北朝鮮側の担当者は「あなたが追加で行った提案通りだ。ジンミがバスに乗り、乗客もいる」と説明した。「バスを待っている人々や、バスに乗って仕事に出る一般市民を撮影したい」という監督の希望に対する、北朝鮮なりの対応だったのだろう。撮影チームは、現場監督の合図に従って動き出す「乗客」やジンミ親子の姿をカメラに収めていった。
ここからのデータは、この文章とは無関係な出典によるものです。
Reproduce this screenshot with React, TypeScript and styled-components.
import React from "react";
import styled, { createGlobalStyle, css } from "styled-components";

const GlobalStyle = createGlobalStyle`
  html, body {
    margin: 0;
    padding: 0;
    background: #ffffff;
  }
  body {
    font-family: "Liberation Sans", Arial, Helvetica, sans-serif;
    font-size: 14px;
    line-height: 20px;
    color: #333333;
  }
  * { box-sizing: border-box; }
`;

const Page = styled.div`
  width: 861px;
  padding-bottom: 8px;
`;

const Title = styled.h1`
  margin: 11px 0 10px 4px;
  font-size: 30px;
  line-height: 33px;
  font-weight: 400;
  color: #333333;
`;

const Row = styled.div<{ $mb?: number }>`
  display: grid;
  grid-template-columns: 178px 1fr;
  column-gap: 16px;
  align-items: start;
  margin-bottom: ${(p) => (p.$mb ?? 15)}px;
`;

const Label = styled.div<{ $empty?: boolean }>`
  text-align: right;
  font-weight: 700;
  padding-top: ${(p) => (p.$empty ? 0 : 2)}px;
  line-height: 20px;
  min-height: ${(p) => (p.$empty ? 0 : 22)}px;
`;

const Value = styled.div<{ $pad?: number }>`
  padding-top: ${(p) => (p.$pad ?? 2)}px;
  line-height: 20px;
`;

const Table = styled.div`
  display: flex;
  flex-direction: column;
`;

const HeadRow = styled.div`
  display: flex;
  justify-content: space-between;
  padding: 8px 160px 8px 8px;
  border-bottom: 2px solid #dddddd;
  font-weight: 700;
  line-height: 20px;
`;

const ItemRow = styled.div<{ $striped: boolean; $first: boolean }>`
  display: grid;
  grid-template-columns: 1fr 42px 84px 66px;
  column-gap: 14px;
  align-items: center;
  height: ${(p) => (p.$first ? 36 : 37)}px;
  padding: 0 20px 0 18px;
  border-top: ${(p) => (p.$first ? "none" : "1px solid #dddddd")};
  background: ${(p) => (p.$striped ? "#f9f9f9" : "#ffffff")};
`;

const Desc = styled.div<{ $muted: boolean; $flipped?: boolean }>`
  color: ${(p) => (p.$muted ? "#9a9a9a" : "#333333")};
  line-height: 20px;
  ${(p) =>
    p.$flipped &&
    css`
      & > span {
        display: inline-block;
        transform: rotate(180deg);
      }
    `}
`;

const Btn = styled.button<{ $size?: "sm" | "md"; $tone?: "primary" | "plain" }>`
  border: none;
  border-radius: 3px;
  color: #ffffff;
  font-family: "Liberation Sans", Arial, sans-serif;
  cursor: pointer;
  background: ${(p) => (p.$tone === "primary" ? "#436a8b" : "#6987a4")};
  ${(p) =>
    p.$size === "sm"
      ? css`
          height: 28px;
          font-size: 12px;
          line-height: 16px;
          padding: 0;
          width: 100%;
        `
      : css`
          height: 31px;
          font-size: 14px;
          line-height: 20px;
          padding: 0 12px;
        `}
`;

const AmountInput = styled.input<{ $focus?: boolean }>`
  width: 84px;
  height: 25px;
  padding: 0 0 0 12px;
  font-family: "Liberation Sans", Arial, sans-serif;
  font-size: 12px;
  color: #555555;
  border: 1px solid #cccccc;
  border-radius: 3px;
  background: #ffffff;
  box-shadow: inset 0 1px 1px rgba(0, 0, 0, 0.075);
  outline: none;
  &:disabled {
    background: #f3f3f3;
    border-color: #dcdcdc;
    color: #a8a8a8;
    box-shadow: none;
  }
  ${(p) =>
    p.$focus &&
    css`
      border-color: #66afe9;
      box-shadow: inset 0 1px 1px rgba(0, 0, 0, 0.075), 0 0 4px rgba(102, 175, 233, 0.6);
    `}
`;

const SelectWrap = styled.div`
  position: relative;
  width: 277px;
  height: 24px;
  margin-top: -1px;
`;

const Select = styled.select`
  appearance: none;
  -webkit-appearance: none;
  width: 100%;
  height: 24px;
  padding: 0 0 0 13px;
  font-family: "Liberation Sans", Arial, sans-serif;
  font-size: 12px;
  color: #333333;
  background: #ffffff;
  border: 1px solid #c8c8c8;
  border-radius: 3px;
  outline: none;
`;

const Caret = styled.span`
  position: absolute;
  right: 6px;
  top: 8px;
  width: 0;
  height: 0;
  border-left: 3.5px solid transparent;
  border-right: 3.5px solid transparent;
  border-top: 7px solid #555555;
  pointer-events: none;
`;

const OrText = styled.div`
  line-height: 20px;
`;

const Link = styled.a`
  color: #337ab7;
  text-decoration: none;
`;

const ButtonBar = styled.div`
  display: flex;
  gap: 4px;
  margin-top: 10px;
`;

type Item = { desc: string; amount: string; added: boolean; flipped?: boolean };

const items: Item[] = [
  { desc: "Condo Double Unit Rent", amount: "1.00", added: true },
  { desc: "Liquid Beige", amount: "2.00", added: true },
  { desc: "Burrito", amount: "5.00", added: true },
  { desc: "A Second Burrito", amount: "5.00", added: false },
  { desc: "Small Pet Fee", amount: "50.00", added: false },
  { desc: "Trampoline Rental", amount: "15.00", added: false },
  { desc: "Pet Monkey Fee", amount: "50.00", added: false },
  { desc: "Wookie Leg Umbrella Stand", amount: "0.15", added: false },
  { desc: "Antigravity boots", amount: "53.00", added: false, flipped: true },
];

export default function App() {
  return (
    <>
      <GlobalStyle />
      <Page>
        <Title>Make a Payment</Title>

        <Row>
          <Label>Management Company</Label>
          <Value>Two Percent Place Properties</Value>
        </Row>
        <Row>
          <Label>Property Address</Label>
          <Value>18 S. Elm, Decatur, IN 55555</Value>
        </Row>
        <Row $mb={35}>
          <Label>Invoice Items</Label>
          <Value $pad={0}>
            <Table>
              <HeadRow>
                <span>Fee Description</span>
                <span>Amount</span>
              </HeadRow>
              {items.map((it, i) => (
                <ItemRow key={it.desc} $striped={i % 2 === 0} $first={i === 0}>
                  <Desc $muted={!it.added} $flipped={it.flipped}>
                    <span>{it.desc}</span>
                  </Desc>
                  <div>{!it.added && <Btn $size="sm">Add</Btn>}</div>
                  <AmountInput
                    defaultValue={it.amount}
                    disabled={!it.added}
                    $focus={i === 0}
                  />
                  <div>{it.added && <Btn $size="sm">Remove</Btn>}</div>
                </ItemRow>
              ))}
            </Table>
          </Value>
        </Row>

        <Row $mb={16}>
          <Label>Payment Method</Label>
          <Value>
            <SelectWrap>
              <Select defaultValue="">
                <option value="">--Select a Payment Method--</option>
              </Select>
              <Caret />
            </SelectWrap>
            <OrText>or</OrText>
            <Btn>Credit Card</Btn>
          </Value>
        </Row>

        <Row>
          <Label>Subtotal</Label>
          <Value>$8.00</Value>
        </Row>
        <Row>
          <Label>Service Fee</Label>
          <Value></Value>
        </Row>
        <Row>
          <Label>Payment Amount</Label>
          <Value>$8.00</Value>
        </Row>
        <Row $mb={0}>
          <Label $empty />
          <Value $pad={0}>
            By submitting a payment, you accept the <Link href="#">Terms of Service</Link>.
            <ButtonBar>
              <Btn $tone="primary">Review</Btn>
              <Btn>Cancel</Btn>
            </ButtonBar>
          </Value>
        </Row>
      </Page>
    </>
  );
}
監督は、最初の数日で「現実には迫れない。権力が現実を隠蔽している」ことを実感した。そして、「権力が抹殺しようとしている現実は何だろう」と考え、撮影を巡る状況を撮るしかないという結論にいたった。要するに「メーキング・ビデオ」を通して北朝鮮の体制の本質を浮かび上がらせようというのだ。
「被写体よりスローガンを」
問題は、どうやって検閲をかいくぐって映像を持ち出すかだ。
北朝鮮の検閲は、事前に考えていた以上に厳しかった。北朝鮮側がすべてをお膳立てしているのに、ホテルに戻ると撮影した映像を厳しくチェックされ、北朝鮮の担当者が不都合だと考えた映像はすべて削除するよう命じられた。
「メーキング・ビデオ」制作を決意したチームは結局、ホテルに戻る車の中で映像をコピーしておくことにした。さらに、北朝鮮側に見せるフィルムからは危なそうな場面をあらかじめ削除しておいた。ほぼ半分を削除することになったが、それでも北朝鮮の担当者はさらに削除を命じてきたという。撮影チームは、なぜその映像が必要なのかを一生懸命に説明したが、北朝鮮側は聞く耳を持たなかった。
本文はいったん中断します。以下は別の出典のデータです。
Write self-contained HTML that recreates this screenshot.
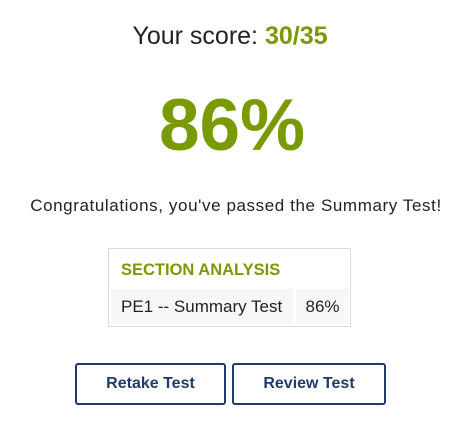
<!DOCTYPE html>
<html><head><style>
body{margin:0;width:468px;height:433px;background:#fff;font-family:"Liberation Sans",sans-serif;color:#222;position:relative;overflow:hidden}
.a{position:absolute;left:0;width:468px;text-align:center;white-space:nowrap}
.g{color:#7a9a01}
.box{position:absolute;left:108px;top:248px;width:241px;height:77px;border:1px solid #ddd}
.h{position:absolute;left:12px;top:12px;font-weight:bold;font-size:16.5px;color:#7a9a01}
.c{position:absolute;top:40px;height:35px;background:#f7f7f7;font-size:17px;line-height:35px}
.btn{position:absolute;top:363px;height:38px;border:2px solid #1f3b6e;border-radius:3px;color:#1f3b6e;font-weight:bold;font-size:16px;line-height:38px;text-align:center}
</style></head><body>
<div class="a" style="top:22px;left:-4px;font-size:25px">Your score: <b class="g">30/35</b></div>
<div class="a g" style="top:81px;left:-2px;font-size:73px;font-weight:bold;line-height:90px">86%</div>
<div class="a" style="top:196px;left:2px;font-size:17px;letter-spacing:0.6px">Congratulations, you've passed the Summary Test!</div>
<div class="box"><div class="h">SECTION ANALYSIS</div>
<div class="c" style="left:2px;width:182px;padding-left:10px;box-sizing:border-box">PE1 -- Summary Test</div>
<div class="c" style="left:187px;width:53px;text-align:center">86%</div></div>
<div class="btn" style="left:75px;width:147px">Retake Test</div>
<div class="btn" style="left:232px;width:150px">Review Test</div>
</body></html>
背景に政治スローガンが写っている時には、まずスローガンにピントを合わせてから手前の被写体を撮影しろ、と言われたそうだ。まさに、映像イコール政治宣伝という北朝鮮の考え方を示す指示だ。監督は「彼らと異なる視点と思われるものは、すべて排除された」と話す。
北朝鮮の検閲をかいくぐることに成功した結果が、撮影前に細かな指示を出し、満足いくまで撮り直しを命じる「ドキュメンタリー」制作現場のリアルな姿をとらえた本作品である。